* begin GIVEN ENTRIES *
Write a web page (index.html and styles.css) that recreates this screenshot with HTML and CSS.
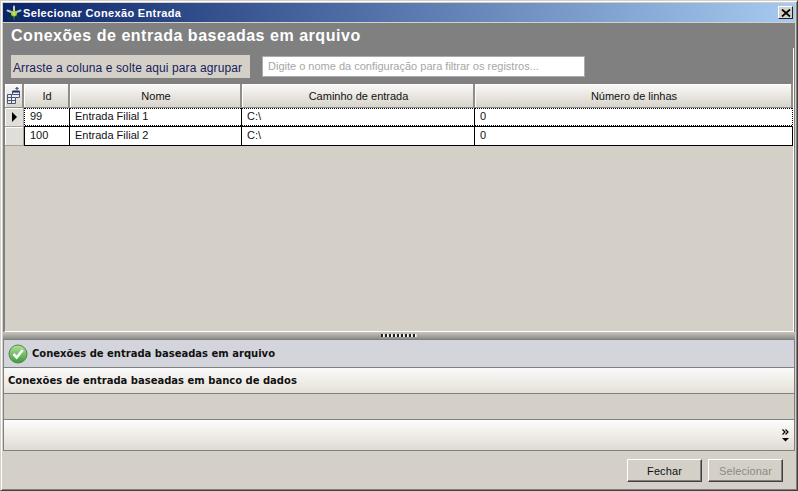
* end GIVEN ENTRIES *
* begin GIVEN ENTRIES *
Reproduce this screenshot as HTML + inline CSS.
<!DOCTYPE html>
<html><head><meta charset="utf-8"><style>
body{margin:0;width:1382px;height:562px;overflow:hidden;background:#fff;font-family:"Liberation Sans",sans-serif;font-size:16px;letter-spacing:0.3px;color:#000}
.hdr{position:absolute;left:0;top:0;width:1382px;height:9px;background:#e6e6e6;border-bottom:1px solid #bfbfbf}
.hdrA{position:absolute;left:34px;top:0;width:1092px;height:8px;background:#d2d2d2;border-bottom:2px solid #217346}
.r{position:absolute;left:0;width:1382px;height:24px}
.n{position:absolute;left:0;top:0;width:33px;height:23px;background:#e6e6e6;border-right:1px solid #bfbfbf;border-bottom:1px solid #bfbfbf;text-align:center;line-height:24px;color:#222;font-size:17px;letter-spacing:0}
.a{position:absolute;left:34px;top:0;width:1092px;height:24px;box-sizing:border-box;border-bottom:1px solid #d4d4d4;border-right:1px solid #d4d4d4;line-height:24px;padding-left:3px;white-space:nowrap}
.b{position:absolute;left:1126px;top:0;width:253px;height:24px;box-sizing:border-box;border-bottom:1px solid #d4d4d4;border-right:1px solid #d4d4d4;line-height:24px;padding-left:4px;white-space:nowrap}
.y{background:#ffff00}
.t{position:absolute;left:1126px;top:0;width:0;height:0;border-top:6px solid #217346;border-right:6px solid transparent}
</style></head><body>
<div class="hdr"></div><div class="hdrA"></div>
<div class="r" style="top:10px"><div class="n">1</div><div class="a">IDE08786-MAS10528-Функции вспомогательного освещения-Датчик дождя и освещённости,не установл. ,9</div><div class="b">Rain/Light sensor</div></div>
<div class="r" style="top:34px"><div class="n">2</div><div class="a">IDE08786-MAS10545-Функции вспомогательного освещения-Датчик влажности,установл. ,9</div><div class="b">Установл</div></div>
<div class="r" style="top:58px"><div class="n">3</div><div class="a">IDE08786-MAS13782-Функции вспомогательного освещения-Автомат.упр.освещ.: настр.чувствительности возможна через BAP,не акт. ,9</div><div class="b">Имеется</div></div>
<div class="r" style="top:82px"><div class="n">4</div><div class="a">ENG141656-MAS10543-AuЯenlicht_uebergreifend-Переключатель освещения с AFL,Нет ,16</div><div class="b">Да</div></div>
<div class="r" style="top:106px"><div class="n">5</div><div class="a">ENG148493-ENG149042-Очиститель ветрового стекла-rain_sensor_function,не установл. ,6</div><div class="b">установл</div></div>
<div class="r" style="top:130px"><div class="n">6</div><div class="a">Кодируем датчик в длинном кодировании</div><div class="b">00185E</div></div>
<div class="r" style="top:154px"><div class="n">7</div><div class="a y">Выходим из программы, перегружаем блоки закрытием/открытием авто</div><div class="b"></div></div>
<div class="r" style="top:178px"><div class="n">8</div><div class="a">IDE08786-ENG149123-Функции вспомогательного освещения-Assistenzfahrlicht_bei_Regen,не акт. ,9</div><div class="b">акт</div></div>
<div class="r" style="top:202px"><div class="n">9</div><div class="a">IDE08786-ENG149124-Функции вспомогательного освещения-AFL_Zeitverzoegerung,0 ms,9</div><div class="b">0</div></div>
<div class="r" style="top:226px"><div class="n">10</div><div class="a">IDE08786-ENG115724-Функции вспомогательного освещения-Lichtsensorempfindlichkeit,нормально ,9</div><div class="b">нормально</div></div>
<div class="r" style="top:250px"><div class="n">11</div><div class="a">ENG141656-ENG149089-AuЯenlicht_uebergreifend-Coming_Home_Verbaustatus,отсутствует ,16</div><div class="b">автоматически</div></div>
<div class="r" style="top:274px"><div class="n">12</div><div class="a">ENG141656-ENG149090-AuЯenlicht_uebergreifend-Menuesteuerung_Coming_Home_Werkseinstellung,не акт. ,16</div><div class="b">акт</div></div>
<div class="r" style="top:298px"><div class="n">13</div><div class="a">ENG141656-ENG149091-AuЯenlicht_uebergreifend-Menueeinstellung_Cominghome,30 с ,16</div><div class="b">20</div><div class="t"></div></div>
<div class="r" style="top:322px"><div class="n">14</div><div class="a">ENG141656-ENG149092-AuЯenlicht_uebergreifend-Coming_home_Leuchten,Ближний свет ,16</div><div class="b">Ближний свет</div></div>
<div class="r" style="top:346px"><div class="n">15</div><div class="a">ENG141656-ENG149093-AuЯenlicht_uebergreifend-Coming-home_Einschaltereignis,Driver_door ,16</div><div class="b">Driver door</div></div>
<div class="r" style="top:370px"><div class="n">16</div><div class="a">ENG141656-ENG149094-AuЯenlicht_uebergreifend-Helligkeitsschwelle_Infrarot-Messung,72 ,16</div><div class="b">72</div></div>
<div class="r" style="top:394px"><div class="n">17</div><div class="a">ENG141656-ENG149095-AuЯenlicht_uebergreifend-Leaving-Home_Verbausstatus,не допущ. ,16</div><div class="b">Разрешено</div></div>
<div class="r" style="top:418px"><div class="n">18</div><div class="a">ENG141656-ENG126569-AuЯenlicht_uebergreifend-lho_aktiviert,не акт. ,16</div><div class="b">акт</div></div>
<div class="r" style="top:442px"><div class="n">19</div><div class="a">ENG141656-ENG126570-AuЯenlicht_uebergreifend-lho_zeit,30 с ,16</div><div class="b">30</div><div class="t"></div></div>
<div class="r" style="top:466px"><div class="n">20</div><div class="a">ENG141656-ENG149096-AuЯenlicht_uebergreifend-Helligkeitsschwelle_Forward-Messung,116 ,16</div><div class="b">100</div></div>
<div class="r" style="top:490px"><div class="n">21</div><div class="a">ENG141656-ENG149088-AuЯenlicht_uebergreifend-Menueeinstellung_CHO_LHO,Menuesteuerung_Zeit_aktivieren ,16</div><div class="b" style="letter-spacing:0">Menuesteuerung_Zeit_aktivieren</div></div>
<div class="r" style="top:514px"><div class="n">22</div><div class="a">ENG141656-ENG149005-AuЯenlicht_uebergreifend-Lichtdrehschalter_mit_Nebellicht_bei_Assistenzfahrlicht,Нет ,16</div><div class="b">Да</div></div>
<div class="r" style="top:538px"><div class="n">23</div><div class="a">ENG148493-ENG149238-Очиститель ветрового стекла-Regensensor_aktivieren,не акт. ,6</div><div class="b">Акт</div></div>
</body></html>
* end GIVEN ENTRIES *
* begin GIVEN ENTRIES *
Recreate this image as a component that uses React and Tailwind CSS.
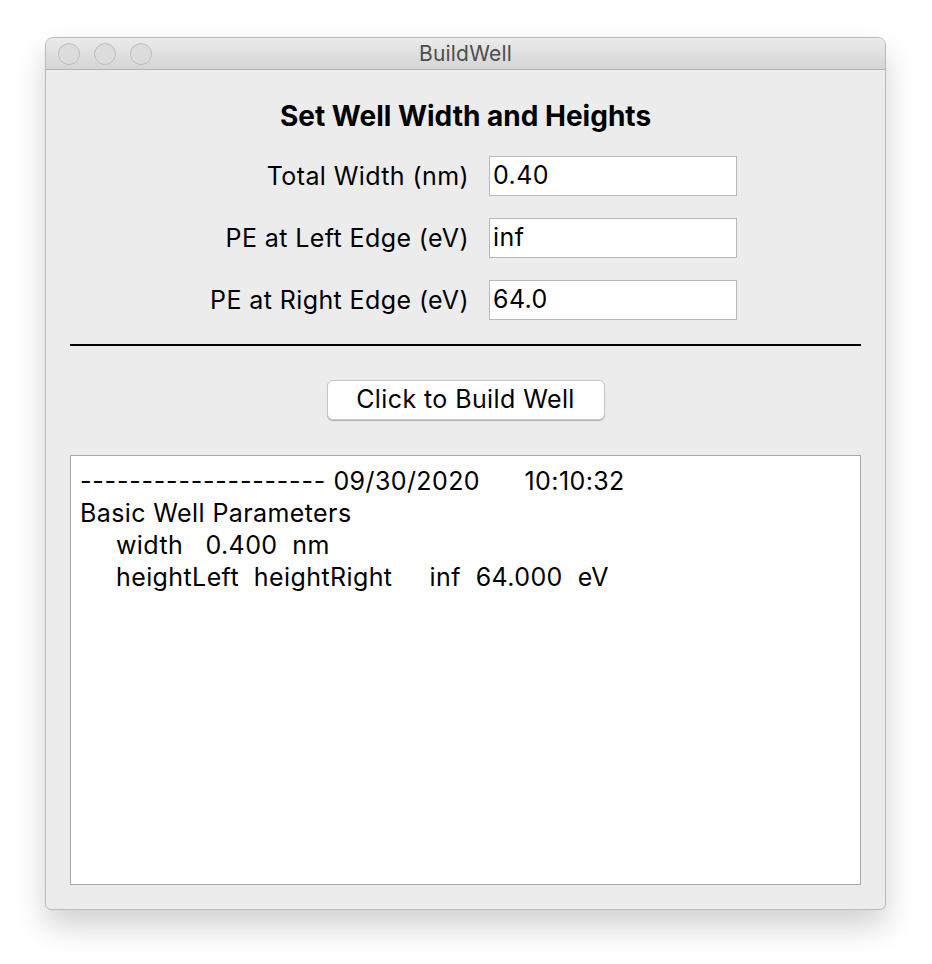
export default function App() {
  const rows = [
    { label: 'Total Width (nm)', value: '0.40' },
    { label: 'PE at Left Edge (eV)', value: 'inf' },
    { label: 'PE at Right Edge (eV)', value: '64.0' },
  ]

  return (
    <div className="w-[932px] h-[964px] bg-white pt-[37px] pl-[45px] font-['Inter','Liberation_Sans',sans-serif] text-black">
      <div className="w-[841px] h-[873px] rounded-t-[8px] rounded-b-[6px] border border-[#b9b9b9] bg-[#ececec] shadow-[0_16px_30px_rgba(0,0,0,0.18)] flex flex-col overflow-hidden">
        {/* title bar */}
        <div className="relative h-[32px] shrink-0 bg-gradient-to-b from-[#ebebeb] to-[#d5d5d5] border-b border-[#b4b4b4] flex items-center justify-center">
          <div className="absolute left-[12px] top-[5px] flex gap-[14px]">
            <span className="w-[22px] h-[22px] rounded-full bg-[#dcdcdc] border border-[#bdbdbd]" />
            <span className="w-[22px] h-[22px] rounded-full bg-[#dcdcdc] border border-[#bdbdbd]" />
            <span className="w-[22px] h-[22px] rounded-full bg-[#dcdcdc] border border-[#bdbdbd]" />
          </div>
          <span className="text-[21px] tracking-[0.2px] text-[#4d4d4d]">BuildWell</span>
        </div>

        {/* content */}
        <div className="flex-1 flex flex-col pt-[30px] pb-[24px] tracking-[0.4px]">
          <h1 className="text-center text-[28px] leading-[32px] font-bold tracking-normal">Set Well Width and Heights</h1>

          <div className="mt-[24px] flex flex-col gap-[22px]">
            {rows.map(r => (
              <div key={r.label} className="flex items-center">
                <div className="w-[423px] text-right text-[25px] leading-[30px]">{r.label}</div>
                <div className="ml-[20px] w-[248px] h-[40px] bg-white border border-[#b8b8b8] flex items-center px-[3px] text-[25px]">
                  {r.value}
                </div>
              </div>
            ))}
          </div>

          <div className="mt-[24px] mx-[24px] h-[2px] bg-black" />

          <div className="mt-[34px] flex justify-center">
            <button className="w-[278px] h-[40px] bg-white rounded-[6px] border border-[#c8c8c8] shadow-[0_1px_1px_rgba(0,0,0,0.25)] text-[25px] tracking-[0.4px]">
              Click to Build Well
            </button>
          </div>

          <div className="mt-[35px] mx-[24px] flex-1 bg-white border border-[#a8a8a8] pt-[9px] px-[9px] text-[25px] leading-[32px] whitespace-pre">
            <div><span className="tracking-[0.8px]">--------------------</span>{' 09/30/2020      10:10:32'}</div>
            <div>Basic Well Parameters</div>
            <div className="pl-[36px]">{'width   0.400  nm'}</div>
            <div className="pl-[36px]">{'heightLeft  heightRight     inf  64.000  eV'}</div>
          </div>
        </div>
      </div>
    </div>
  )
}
* end GIVEN ENTRIES *
SET EXERCISE >> From the entries above, copy exactly the lines starting at the one with "Recreate this image" and stopping at the one with "Width and Heights</h1>", keeping both ends. Drop the pictures.

WRITTEN RESPONSE >>
Recreate this image as a component that uses React and Tailwind CSS.
export default function App() {
  const rows = [
    { label: 'Total Width (nm)', value: '0.40' },
    { label: 'PE at Left Edge (eV)', value: 'inf' },
    { label: 'PE at Right Edge (eV)', value: '64.0' },
  ]

  return (
    <div className="w-[932px] h-[964px] bg-white pt-[37px] pl-[45px] font-['Inter','Liberation_Sans',sans-serif] text-black">
      <div className="w-[841px] h-[873px] rounded-t-[8px] rounded-b-[6px] border border-[#b9b9b9] bg-[#ececec] shadow-[0_16px_30px_rgba(0,0,0,0.18)] flex flex-col overflow-hidden">
        {/* title bar */}
        <div className="relative h-[32px] shrink-0 bg-gradient-to-b from-[#ebebeb] to-[#d5d5d5] border-b border-[#b4b4b4] flex items-center justify-center">
          <div className="absolute left-[12px] top-[5px] flex gap-[14px]">
            <span className="w-[22px] h-[22px] rounded-full bg-[#dcdcdc] border border-[#bdbdbd]" />
            <span className="w-[22px] h-[22px] rounded-full bg-[#dcdcdc] border border-[#bdbdbd]" />
            <span className="w-[22px] h-[22px] rounded-full bg-[#dcdcdc] border border-[#bdbdbd]" />
          </div>
          <span className="text-[21px] tracking-[0.2px] text-[#4d4d4d]">BuildWell</span>
        </div>

        {/* content */}
        <div className="flex-1 flex flex-col pt-[30px] pb-[24px] tracking-[0.4px]">
          <h1 className="text-center text-[28px] leading-[32px] font-bold tracking-normal">Set Well Width and Heights</h1>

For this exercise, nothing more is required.